>>>
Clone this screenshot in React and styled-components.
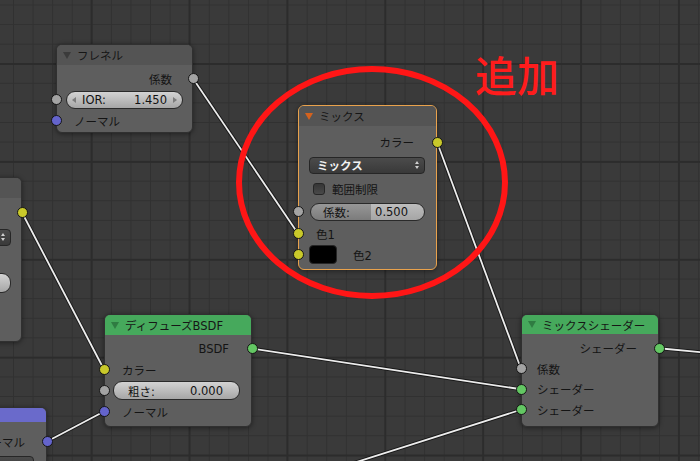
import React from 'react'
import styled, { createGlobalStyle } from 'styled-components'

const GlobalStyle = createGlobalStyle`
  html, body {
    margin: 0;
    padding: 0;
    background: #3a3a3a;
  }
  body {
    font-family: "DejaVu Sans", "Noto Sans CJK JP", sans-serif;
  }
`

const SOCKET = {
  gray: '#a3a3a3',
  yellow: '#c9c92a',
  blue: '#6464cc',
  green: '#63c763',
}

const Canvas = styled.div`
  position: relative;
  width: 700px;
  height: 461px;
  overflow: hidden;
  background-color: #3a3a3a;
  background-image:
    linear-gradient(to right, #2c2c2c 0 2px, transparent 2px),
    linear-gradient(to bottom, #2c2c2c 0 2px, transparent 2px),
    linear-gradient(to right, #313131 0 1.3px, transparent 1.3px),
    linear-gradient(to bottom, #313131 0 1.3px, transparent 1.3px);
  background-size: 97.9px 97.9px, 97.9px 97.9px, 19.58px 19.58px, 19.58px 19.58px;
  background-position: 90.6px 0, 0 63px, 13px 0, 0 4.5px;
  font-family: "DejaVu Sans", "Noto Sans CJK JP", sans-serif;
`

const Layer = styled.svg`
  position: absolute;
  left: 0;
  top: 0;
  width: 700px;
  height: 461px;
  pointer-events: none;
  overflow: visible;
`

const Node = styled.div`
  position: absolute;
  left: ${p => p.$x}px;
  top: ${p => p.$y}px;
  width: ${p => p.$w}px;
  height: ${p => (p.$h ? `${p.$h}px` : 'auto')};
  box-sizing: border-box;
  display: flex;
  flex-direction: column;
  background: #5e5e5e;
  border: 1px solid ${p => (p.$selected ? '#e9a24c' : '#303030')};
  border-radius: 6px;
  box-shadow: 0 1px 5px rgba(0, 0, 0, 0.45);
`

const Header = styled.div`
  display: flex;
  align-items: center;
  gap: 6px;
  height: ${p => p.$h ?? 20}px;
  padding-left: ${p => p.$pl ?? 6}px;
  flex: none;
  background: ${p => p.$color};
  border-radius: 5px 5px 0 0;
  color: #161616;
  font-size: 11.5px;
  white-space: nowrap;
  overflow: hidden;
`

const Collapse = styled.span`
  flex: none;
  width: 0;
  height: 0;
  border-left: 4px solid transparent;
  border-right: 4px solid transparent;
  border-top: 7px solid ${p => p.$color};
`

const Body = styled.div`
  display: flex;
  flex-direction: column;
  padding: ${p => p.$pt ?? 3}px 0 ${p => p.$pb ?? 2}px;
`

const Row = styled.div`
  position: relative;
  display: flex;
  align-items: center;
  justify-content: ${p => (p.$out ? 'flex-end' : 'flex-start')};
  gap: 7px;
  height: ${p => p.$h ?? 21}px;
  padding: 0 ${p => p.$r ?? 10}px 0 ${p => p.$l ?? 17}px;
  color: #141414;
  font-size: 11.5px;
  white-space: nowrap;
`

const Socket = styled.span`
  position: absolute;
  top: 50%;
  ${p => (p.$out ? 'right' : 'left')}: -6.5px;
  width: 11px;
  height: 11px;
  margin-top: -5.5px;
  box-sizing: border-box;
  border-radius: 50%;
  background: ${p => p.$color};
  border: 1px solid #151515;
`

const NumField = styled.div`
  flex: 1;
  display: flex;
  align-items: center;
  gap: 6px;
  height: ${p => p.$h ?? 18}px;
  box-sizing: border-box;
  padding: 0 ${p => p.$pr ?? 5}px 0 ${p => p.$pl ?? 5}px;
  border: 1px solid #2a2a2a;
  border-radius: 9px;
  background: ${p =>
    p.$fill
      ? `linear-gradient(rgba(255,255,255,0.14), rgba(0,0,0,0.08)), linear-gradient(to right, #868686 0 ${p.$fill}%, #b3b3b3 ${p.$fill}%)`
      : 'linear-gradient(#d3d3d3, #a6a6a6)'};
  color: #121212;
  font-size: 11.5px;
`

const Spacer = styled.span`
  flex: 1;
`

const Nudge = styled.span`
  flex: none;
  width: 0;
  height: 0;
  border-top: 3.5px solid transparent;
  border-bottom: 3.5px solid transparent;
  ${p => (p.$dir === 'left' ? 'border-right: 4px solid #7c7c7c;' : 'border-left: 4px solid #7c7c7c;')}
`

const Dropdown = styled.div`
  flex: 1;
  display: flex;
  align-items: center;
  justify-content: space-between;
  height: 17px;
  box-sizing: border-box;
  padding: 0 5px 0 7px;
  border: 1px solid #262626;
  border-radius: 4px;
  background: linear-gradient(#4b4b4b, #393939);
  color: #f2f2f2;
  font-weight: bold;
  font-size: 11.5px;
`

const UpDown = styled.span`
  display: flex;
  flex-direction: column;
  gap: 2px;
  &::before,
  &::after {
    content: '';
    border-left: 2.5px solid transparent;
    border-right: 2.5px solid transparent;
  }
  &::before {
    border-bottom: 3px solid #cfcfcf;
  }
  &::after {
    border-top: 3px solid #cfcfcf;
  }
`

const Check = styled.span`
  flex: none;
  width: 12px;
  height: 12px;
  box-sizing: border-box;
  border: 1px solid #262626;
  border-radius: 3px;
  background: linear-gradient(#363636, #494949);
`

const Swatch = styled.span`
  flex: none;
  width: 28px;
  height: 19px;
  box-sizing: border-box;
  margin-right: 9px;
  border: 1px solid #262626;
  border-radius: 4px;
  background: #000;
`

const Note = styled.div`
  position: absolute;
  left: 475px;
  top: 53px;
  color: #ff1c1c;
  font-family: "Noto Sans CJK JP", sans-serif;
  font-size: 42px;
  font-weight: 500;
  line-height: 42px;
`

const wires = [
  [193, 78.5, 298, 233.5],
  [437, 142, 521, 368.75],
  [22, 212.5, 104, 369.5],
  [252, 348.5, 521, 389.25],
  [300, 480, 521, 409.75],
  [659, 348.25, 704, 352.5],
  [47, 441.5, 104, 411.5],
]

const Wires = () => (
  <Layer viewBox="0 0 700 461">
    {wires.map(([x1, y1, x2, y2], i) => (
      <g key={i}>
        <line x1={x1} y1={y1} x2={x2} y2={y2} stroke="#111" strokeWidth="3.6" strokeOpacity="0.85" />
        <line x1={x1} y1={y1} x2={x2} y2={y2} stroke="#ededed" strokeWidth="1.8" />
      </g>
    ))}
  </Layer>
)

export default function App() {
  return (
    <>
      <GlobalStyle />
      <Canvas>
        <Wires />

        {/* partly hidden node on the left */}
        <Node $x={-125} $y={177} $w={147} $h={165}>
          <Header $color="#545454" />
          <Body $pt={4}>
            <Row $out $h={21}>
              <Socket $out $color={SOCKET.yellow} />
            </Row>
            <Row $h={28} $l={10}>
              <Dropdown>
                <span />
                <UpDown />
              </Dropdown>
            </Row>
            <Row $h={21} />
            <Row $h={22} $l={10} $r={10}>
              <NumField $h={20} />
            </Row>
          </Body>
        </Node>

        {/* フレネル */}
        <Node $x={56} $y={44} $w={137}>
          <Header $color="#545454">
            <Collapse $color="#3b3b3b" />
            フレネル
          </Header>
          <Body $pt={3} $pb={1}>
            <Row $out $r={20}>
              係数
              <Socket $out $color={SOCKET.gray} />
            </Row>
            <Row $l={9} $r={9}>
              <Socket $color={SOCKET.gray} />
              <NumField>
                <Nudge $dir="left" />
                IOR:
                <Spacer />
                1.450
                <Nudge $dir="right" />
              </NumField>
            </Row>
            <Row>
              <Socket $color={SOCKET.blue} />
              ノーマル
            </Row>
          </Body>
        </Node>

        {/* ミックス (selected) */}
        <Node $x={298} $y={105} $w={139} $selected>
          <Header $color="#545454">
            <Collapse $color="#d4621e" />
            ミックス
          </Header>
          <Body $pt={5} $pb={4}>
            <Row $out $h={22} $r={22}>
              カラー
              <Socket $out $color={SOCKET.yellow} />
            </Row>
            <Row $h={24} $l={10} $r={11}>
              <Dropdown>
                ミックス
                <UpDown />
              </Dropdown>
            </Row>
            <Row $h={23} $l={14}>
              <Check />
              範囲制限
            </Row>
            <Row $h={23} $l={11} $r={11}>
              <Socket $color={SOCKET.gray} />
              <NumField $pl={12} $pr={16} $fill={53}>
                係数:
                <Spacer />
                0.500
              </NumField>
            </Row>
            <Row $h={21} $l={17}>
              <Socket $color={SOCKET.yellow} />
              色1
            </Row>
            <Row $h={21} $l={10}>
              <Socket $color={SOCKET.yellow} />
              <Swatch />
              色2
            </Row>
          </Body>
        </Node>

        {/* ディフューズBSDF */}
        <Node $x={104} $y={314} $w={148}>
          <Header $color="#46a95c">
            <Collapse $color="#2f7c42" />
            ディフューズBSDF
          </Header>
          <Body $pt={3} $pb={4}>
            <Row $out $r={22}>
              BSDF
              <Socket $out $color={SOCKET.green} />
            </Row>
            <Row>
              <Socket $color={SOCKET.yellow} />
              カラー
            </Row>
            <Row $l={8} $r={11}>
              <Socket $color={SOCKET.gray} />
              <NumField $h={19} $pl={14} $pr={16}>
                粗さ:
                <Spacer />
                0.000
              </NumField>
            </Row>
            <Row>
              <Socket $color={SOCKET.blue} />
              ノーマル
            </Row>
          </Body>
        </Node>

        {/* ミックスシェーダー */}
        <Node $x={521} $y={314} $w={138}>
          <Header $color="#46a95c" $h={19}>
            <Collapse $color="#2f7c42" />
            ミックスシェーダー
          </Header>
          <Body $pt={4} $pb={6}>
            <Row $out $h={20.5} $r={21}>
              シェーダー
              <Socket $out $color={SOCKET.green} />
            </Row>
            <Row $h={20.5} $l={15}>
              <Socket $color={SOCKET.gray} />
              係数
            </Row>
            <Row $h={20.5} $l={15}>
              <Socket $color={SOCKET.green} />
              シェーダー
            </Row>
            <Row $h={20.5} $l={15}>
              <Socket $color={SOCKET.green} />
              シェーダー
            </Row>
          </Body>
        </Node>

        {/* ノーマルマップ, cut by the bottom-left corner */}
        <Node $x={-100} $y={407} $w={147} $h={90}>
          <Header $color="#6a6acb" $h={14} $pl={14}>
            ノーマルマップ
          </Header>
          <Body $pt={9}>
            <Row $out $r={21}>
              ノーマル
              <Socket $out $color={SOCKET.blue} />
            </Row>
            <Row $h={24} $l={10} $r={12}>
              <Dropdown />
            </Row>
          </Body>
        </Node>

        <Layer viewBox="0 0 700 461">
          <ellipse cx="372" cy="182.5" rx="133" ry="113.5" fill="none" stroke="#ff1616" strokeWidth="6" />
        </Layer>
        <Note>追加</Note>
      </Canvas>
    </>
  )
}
<<<
= Work to do =
Select and copy each line from the data that includes the word "components".

= Solved exercise =
Clone this screenshot in React and styled-components.
import styled, { createGlobalStyle } from 'styled-components'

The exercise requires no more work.